* [Information shown]:
● ● ● ● ●
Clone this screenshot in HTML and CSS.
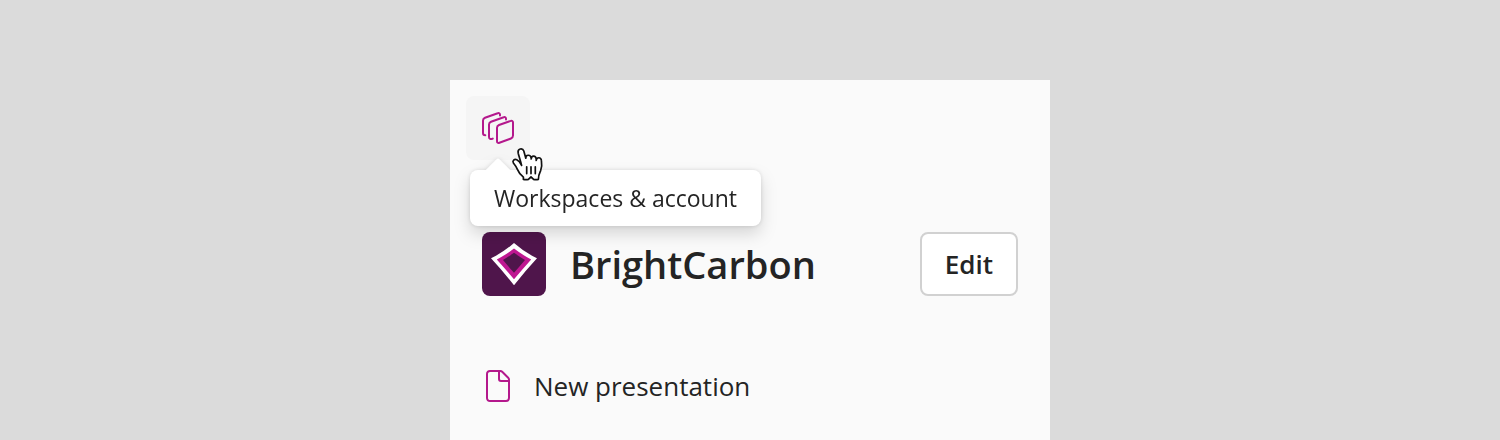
FILE: index.html
```
<!DOCTYPE html>
<html lang="en">
<head>
  <meta charset="UTF-8">
  <meta name="viewport" content="width=device-width, initial-scale=1.0">
  <title>BrightCarbon</title>
  <link rel="stylesheet" href="styles.css">
</head>
<body>
  <main class="panel">
    <!-- Toolbar -->
    <div class="toolbar">
      <button class="icon-button" type="button" aria-labelledby="workspacesTip">
        <svg width="32" height="32" viewBox="0 0 32 32" fill="none" stroke="#b4188c" stroke-width="2" stroke-linecap="round" stroke-linejoin="round">
          <path d="M18 3.5V2.8C18 1.4 17 .7 15.7 1.2L3 5.7C1.7 6.2 1 7 1 8.4V21C1 22.4 1.8 23.2 3.3 23.2"/>
          <path d="M24 7.4V6.8C24 5.4 23 4.7 21.7 5.2L9 9.7C7.7 10.2 7 11 7 12.4V25C7 27 8.6 27.6 10.8 26.6"/>
          <path d="M17 13L28.7 8.9C30 8.4 31 9.1 31 10.5V23.6C31 25 30.3 26 29 26.5L17.4 30.8C16 31.3 15 30.6 15 29.2V15.8C15 14.4 15.7 13.5 17 13Z"/>
        </svg>
      </button>
      <div class="tooltip" id="workspacesTip" role="tooltip">Workspaces &amp; account</div>
      <svg class="cursor" width="34" height="36" viewBox="0 0 34 36" fill="#fff" stroke="#111" stroke-width="1.7" stroke-linecap="round" stroke-linejoin="round">
        <path d="M11.6 19.4C10.8 15.6 9.2 11 8.2 7.2C7.2 2.4 12.6 1.4 13.8 5L15.8 12.2C15.6 8.6 20.6 8 21.2 12.2V13C21.4 9 25.8 9.2 26.2 13V14.4C26.8 10.8 31 11 31.4 14.4C32 18 31.8 21.4 30.6 24.8C29.4 27.4 28.2 29.4 28.4 33.4C26.8 33.8 25 33.8 23.6 33.4L21 30.8L18.4 33.4C16.8 33.8 15 33.8 13.4 33.4V31.2C10.6 29 8.6 26.4 7.4 23.4C6.4 20.8 5 19 3.4 17C2 14.6 4.4 12.8 6.8 13.8C9 14.8 10.4 17 11.6 19.4Z"/>
        <path d="M16.7 20.8V27.6M21 20.8V27.6M25.3 20.8V27.6"/>
      </svg>
    </div>

    <!-- Workspace -->
    <div class="workspace">
      <svg class="logo" width="64" height="64" viewBox="0 0 64 64">
        <rect width="64" height="64" rx="8" fill="#4f154b"/>
        <path fill="#fff" d="M32 11Q42.6 20.4 55 26.3Q43.2 39 32 53.3Q20.8 39 9 26.3Q21.4 20.4 32 11Z"/>
        <path fill="#bf1791" d="M32 16.6Q40.4 23 49.2 27.4Q40.8 36.8 32 47.2Q23.2 36.8 14.8 27.4Q23.6 23 32 16.6Z"/>
        <path fill="#4f154b" d="M32 20.8Q37.2 24.6 43 28Q37.6 34.4 32 40.8Q26.4 34.4 21 28Q26.8 24.6 32 20.8Z"/>
      </svg>
      <h1 class="workspace-name">BrightCarbon</h1>
      <button class="edit-button" type="button">Edit</button>
    </div>

    <!-- Actions -->
    <nav class="actions">
      <a class="action" href="#new">
        <svg width="24" height="32" viewBox="0 0 24 32" fill="none" stroke="#b4188c" stroke-width="2" stroke-linejoin="round">
          <path d="M4 1H14.2C15 1 15.7 1.3 16.2 1.8L22.2 7.8C22.7 8.3 23 9 23 9.8V28C23 29.8 21.8 31 20 31H4C2.2 31 1 29.8 1 28V4C1 2.2 2.2 1 4 1Z"/>
          <path d="M13 1V9C13 10.2 13.8 11 15 11H23"/>
        </svg>
        New presentation
      </a>
    </nav>
  </main>
</body>
</html>
```

FILE: styles.css
```
* {
  box-sizing: border-box;
}
body {
  margin: 0;
  min-height: 100vh;
  padding: 80px 16px 0;
  display: flex;
  justify-content: center;
  background-color: #dbdbdb;
  color: #242424;
  font-family: "Segoe UI", "Open Sans", "Noto Sans", sans-serif;
}
.panel {
  width: 100%;
  max-width: 600px;
  padding: 16px;
  background-color: #fafafa;
}
.toolbar {
  position: relative;
  display: flex;
}
.icon-button {
  display: flex;
  align-items: center;
  justify-content: center;
  width: 64px;
  height: 64px;
  padding: 0;
  border: none;
  border-radius: 8px;
  background-color: #f5f5f5;
  cursor: pointer;
}
.tooltip {
  position: absolute;
  top: 74px;
  left: 4px;
  padding: 12px 24px;
  border-radius: 8px;
  background-color: #fff;
  filter: drop-shadow(0 0 2px rgba(0, 0, 0, 0.12)) drop-shadow(0 8px 8px rgba(0, 0, 0, 0.14));
  font-size: 23px;
  line-height: 32px;
  white-space: nowrap;
}
/* Arrow pointing at the button */
.tooltip::before {
  content: "";
  position: absolute;
  top: -8px;
  left: 18px;
  width: 20px;
  height: 20px;
  border-radius: 2px;
  background-color: #fff;
  transform: rotate(45deg);
}
.cursor {
  position: absolute;
  top: 50px;
  left: 44px;
}
.workspace {
  display: flex;
  align-items: center;
  padding: 72px 16px 0;
}
.logo {
  flex: none;
}
.workspace-name {
  flex: 1;
  margin: 0 24px;
  font-size: 38px;
  font-weight: 600;
  line-height: 56px;
}
.edit-button {
  height: 64px;
  padding: 0 23px;
  border: 2px solid #d1d1d1;
  border-radius: 8px;
  background-color: #fff;
  color: inherit;
  font-family: inherit;
  font-size: 26px;
  font-weight: 600;
  cursor: pointer;
}
.actions {
  padding: 70px 20px 0;
}
.action {
  display: flex;
  align-items: center;
  gap: 24px;
  color: inherit;
  font-size: 26px;
  line-height: 40px;
  text-decoration: none;
}
```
● ● ● ● ●
* [Stated goal]:
Repeat the data exactly in full, omitting its pictures.

* [Exercise solution]:
Clone this screenshot in HTML and CSS.
FILE: index.html
```
<!DOCTYPE html>
<html lang="en">
<head>
  <meta charset="UTF-8">
  <meta name="viewport" content="width=device-width, initial-scale=1.0">
  <title>BrightCarbon</title>
  <link rel="stylesheet" href="styles.css">
</head>
<body>
  <main class="panel">
    <!-- Toolbar -->
    <div class="toolbar">
      <button class="icon-button" type="button" aria-labelledby="workspacesTip">
        <svg width="32" height="32" viewBox="0 0 32 32" fill="none" stroke="#b4188c" stroke-width="2" stroke-linecap="round" stroke-linejoin="round">
          <path d="M18 3.5V2.8C18 1.4 17 .7 15.7 1.2L3 5.7C1.7 6.2 1 7 1 8.4V21C1 22.4 1.8 23.2 3.3 23.2"/>
          <path d="M24 7.4V6.8C24 5.4 23 4.7 21.7 5.2L9 9.7C7.7 10.2 7 11 7 12.4V25C7 27 8.6 27.6 10.8 26.6"/>
          <path d="M17 13L28.7 8.9C30 8.4 31 9.1 31 10.5V23.6C31 25 30.3 26 29 26.5L17.4 30.8C16 31.3 15 30.6 15 29.2V15.8C15 14.4 15.7 13.5 17 13Z"/>
        </svg>
      </button>
      <div class="tooltip" id="workspacesTip" role="tooltip">Workspaces &amp; account</div>
      <svg class="cursor" width="34" height="36" viewBox="0 0 34 36" fill="#fff" stroke="#111" stroke-width="1.7" stroke-linecap="round" stroke-linejoin="round">
        <path d="M11.6 19.4C10.8 15.6 9.2 11 8.2 7.2C7.2 2.4 12.6 1.4 13.8 5L15.8 12.2C15.6 8.6 20.6 8 21.2 12.2V13C21.4 9 25.8 9.2 26.2 13V14.4C26.8 10.8 31 11 31.4 14.4C32 18 31.8 21.4 30.6 24.8C29.4 27.4 28.2 29.4 28.4 33.4C26.8 33.8 25 33.8 23.6 33.4L21 30.8L18.4 33.4C16.8 33.8 15 33.8 13.4 33.4V31.2C10.6 29 8.6 26.4 7.4 23.4C6.4 20.8 5 19 3.4 17C2 14.6 4.4 12.8 6.8 13.8C9 14.8 10.4 17 11.6 19.4Z"/>
        <path d="M16.7 20.8V27.6M21 20.8V27.6M25.3 20.8V27.6"/>
      </svg>
    </div>

    <!-- Workspace -->
    <div class="workspace">
      <svg class="logo" width="64" height="64" viewBox="0 0 64 64">
        <rect width="64" height="64" rx="8" fill="#4f154b"/>
        <path fill="#fff" d="M32 11Q42.6 20.4 55 26.3Q43.2 39 32 53.3Q20.8 39 9 26.3Q21.4 20.4 32 11Z"/>
        <path fill="#bf1791" d="M32 16.6Q40.4 23 49.2 27.4Q40.8 36.8 32 47.2Q23.2 36.8 14.8 27.4Q23.6 23 32 16.6Z"/>
        <path fill="#4f154b" d="M32 20.8Q37.2 24.6 43 28Q37.6 34.4 32 40.8Q26.4 34.4 21 28Q26.8 24.6 32 20.8Z"/>
      </svg>
      <h1 class="workspace-name">BrightCarbon</h1>
      <button class="edit-button" type="button">Edit</button>
    </div>

    <!-- Actions -->
    <nav class="actions">
      <a class="action" href="#new">
        <svg width="24" height="32" viewBox="0 0 24 32" fill="none" stroke="#b4188c" stroke-width="2" stroke-linejoin="round">
          <path d="M4 1H14.2C15 1 15.7 1.3 16.2 1.8L22.2 7.8C22.7 8.3 23 9 23 9.8V28C23 29.8 21.8 31 20 31H4C2.2 31 1 29.8 1 28V4C1 2.2 2.2 1 4 1Z"/>
          <path d="M13 1V9C13 10.2 13.8 11 15 11H23"/>
        </svg>
        New presentation
      </a>
    </nav>
  </main>
</body>
</html>
```

FILE: styles.css
```
* {
  box-sizing: border-box;
}
body {
  margin: 0;
  min-height: 100vh;
  padding: 80px 16px 0;
  display: flex;
  justify-content: center;
  background-color: #dbdbdb;
  color: #242424;
  font-family: "Segoe UI", "Open Sans", "Noto Sans", sans-serif;
}
.panel {
  width: 100%;
  max-width: 600px;
  padding: 16px;
  background-color: #fafafa;
}
.toolbar {
  position: relative;
  display: flex;
}
.icon-button {
  display: flex;
  align-items: center;
  justify-content: center;
  width: 64px;
  height: 64px;
  padding: 0;
  border: none;
  border-radius: 8px;
  background-color: #f5f5f5;
  cursor: pointer;
}
.tooltip {
  position: absolute;
  top: 74px;
  left: 4px;
  padding: 12px 24px;
  border-radius: 8px;
  background-color: #fff;
  filter: drop-shadow(0 0 2px rgba(0, 0, 0, 0.12)) drop-shadow(0 8px 8px rgba(0, 0, 0, 0.14));
  font-size: 23px;
  line-height: 32px;
  white-space: nowrap;
}
/* Arrow pointing at the button */
.tooltip::before {
  content: "";
  position: absolute;
  top: -8px;
  left: 18px;
  width: 20px;
  height: 20px;
  border-radius: 2px;
  background-color: #fff;
  transform: rotate(45deg);
}
.cursor {
  position: absolute;
  top: 50px;
  left: 44px;
}
.workspace {
  display: flex;
  align-items: center;
  padding: 72px 16px 0;
}
.logo {
  flex: none;
}
.workspace-name {
  flex: 1;
  margin: 0 24px;
  font-size: 38px;
  font-weight: 600;
  line-height: 56px;
}
.edit-button {
  height: 64px;
  padding: 0 23px;
  border: 2px solid #d1d1d1;
  border-radius: 8px;
  background-color: #fff;
  color: inherit;
  font-family: inherit;
  font-size: 26px;
  font-weight: 600;
  cursor: pointer;
}
.actions {
  padding: 70px 20px 0;
}
.action {
  display: flex;
  align-items: center;
  gap: 24px;
  color: inherit;
  font-size: 26px;
  line-height: 40px;
  text-decoration: none;
}
```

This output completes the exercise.